EXERCISE PROMPT:
Scan the listing below for the word "React" and state how many lines hold it. Write nothing but the number.

(A block of data)
- - -
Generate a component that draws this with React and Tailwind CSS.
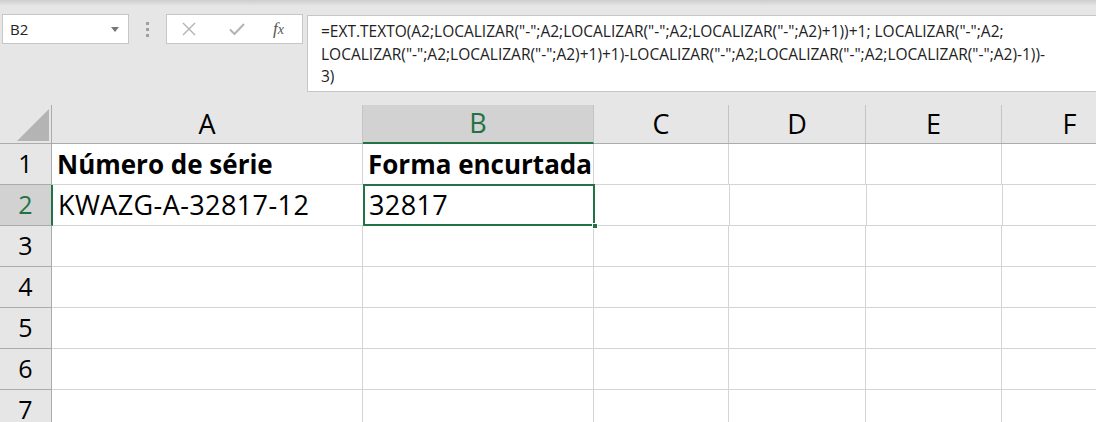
import React from 'react';

const FONT = { fontFamily: '"Open Sans", "Noto Sans", sans-serif' };

const columns = [
  { key: 'A', w: 'w-[311px]' },
  { key: 'B', w: 'w-[231px]' },
  { key: 'C', w: 'w-[135px]' },
  { key: 'D', w: 'w-[137px]' },
  { key: 'E', w: 'w-[136px]' },
  { key: 'F', w: 'w-[136px]' },
];

const data = {
  1: { A: 'Número de série', B: 'Forma encurtada', bold: true },
  2: { A: 'KWAZG-A-32817-12', B: '32817' },
};

const formula = [
  '=EXT.TEXTO(A2;LOCALIZAR("-";A2;LOCALIZAR("-";A2;LOCALIZAR("-";A2)+1))+1; LOCALIZAR("-";A2;',
  'LOCALIZAR("-";A2;LOCALIZAR("-";A2)+1)+1)-LOCALIZAR("-";A2;LOCALIZAR("-";A2;LOCALIZAR("-";A2)-1))-',
  '3)',
];

const FormulaBar = () => (
  <div className="flex items-start pt-[8px]">
    {/* name box */}
    <div className="ml-[2px] w-[127px] h-[30px] bg-white border border-[#c6c6c6] flex items-center justify-between pl-[7px] pr-[9px]">
      <span className="text-[15px] text-[#222]">B2</span>
      <svg width="8" height="5" viewBox="0 0 8 5"><path d="M0 0h8L4 5z" fill="#777" /></svg>
    </div>
    {/* grip dots */}
    <div className="w-[37px] h-[30px] flex flex-col items-center justify-center gap-[3px]">
      <div className="w-[3px] h-[3px] bg-[#a0a0a0]" />
      <div className="w-[3px] h-[3px] bg-[#a0a0a0]" />
      <div className="w-[3px] h-[3px] bg-[#a0a0a0]" />
    </div>
    {/* cancel / enter / fx */}
    <div className="w-[137px] h-[30px] bg-white border border-[#c6c6c6] flex items-center pl-[14px]">
      <svg width="16" height="16" viewBox="0 0 16 16">
        <path d="M2 2L14 14M14 2L2 14" stroke="#b3b3b3" strokeWidth="1.4" fill="none" />
      </svg>
      <svg className="ml-[31px]" width="18" height="16" viewBox="0 0 18 16">
        <path d="M2 8.5L6.5 13L16 3" stroke="#b3b3b3" strokeWidth="2" fill="none" />
      </svg>
      <span className="ml-[27px] text-[17px] italic text-[#555]" style={{ fontFamily: '"Liberation Serif", serif' }}>
        f<span className="text-[14px]">x</span>
      </span>
    </div>
    {/* formula text */}
    <div className="ml-[4px] flex-1 h-[77px] mt-[1px] bg-white border border-[#c6c6c6] border-r-0 pl-[13px] pt-[4px] text-[15.5px] leading-[22.5px] text-[#222]">
      {formula.map((l, i) => (
        <div key={i} className="whitespace-nowrap">{l}</div>
      ))}
    </div>
  </div>
);

const HeaderRow = () => (
  <div className="flex h-[39px] border-b border-[#ababab]">
    <div className="w-[52px] shrink-0 border-r border-[#ababab] relative">
      <svg className="absolute left-[17px] top-[4px]" width="33" height="33" viewBox="0 0 33 33">
        <path d="M0 32L32 0V32z" fill="#b4b4b4" />
      </svg>
    </div>
    {columns.map(c => (
      <div key={c.key}
        className={`${c.w} shrink-0 flex items-center justify-center text-[27px] border-r border-[#c4c4c4] ${c.key === 'B' ? 'bg-[#d2d2d2] text-[#217346] border-b-2 border-b-[#217346] mb-[-1px]' : 'text-black'}`}>
        {c.key}
      </div>
    ))}
  </div>
);

const Row = ({ n }) => {
  const row = data[n] || {};
  const selected = n === 2;
  return (
    <div className="flex h-[41px]">
      <div className={`w-[52px] shrink-0 flex items-center justify-center text-[25px] border-b border-[#ababab] ${selected ? 'bg-[#d2d2d2] text-[#217346] border-r-2 border-r-[#217346] w-[53px]' : 'border-r border-[#ababab] text-black'}`}>
        {n}
      </div>
      {columns.map(c => (
        <div key={c.key}
          className={`${c.w} shrink-0 bg-white border-r border-b border-[#d4d4d4] flex items-center pl-[5px] text-black whitespace-nowrap ${row.bold ? 'font-bold text-[26px]' : 'text-[27px] tracking-[0.4px]'} ${selected && c.key === 'B' ? 'relative' : ''}`}>
          {row[c.key]}
          {selected && c.key === 'B' && (
            <>
              <div className="absolute -top-[1px] -left-[1px] right-[-1px] bottom-[-1px] border-2 border-[#217346]" />
              <div className="absolute right-[-4px] bottom-[-4px] w-[6px] h-[6px] bg-[#217346] border border-white" />
            </>
          )}
        </div>
      ))}
    </div>
  );
};

export default function App() {
  return (
    <div className="w-[1096px] h-[422px] overflow-hidden bg-[#e6e6e6] relative" style={FONT}>
      <div className="h-[6px] bg-gradient-to-b from-[#cdcdcd] to-[#e6e6e6]" />
      <FormulaBar />
      <div className="mt-[13px] flex flex-col">
        <HeaderRow />
        {[1, 2, 3, 4, 5, 6, 7].map(n => <Row key={n} n={n} />)}
      </div>
    </div>
  );
}
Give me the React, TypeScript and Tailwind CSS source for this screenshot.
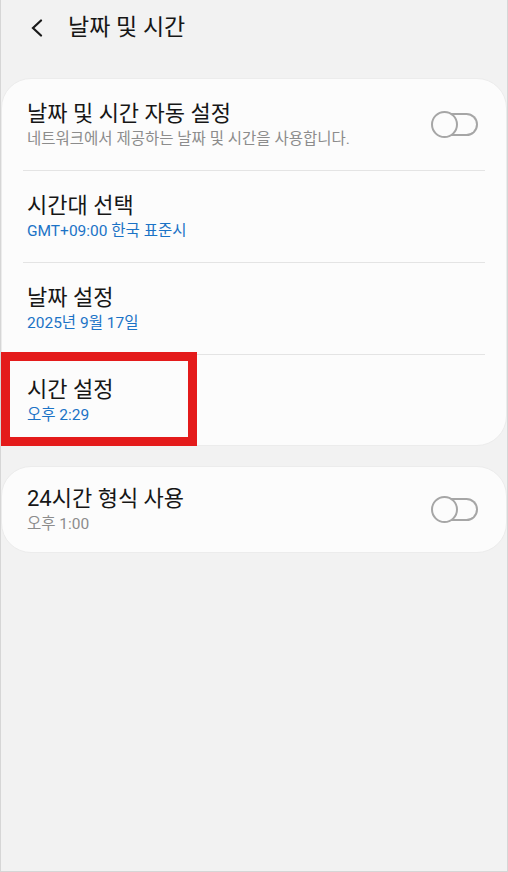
const font = { fontFamily: "Roboto, 'Noto Sans CJK KR', sans-serif" };

function Toggle() {
  return (
    <div className="relative h-[27px] w-[47px] shrink-0">
      <div className="absolute left-[18px] top-[2px] h-[23px] w-[29px] rounded-r-full border-2 border-l-0 border-[#a6a6a6]" />
      <div className="absolute left-0 top-0 h-[27px] w-[27px] rounded-full border-2 border-[#a6a6a6] bg-[#fcfcfc]" />
    </div>
  );
}

type RowProps = {
  title: string;
  sub: string;
  blue?: boolean;
  toggle?: boolean;
  divider?: boolean;
  h?: string;
};

function Row({ title, sub, blue, toggle, divider, h = "h-[92px]" }: RowProps) {
  return (
    <div className="px-[21px]">
      <div
        className={`flex ${h} items-center justify-between pl-[4px] pr-[7px] ${
          divider ? "border-b border-[#e4e4e4]" : ""
        }`}
      >
        <div className="flex flex-col">
          <span className="text-[22px] leading-[29px] text-[#161616]">{title}</span>
          <span
            className={`text-[15.5px] leading-[22px] ${
              blue ? "text-[#1b73c6]" : "text-[#8c8c8c]"
            }`}
          >
            {sub}
          </span>
        </div>
        {toggle && <Toggle />}
      </div>
    </div>
  );
}

export default function App() {
  return (
    <div
      className="flex h-[872px] w-[508px] flex-col border-x border-b border-[#d6d6d6] bg-[#f2f2f2]"
      style={font}
    >
      {/* Header */}
      <div className="flex h-[57px] items-center pl-[29px]">
        <svg width="14" height="18" viewBox="0 0 14 18" fill="none" className="mb-[2px]">
          <path d="M11 1.5L3 9l8 7.5" stroke="#1a1a1a" strokeWidth="2.2" strokeLinecap="round" />
        </svg>
        <h1 className="ml-[24px] text-[23px] text-[#161616]">날짜 및 시간</h1>
      </div>

      {/* Main card */}
      <div className="relative mt-[21px] rounded-[30px] border border-[#ececec] bg-[#fcfcfc]">
        <Row
          title="날짜 및 시간 자동 설정"
          sub="네트워크에서 제공하는 날짜 및 시간을 사용합니다."
          toggle
          divider
        />
        <Row title="시간대 선택" sub="GMT+09:00 한국 표준시" blue divider />
        <Row title="날짜 설정" sub="2025년 9월 17일" blue divider />
        <Row title="시간 설정" sub="오후 2:29" blue h="h-[90px]" />
        {/* highlight */}
        <div className="absolute bottom-[-1px] left-[-1px] h-[94px] w-[196px] border-[9px] border-[#e41b1b]" />
      </div>

      {/* Second card */}
      <div className="mt-[20px] rounded-[30px] border border-[#ececec] bg-[#fcfcfc]">
        <Row title="24시간 형식 사용" sub="오후 1:00" toggle h="h-[85px]" />
      </div>
    </div>
  );
}
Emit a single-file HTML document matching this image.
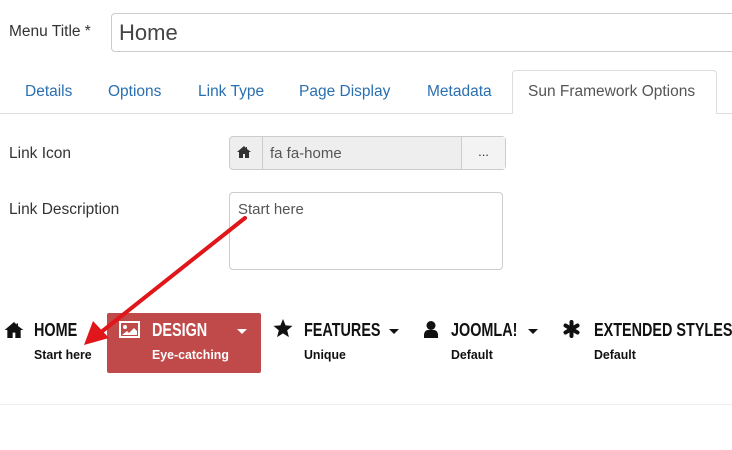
- - -
REPLY:
3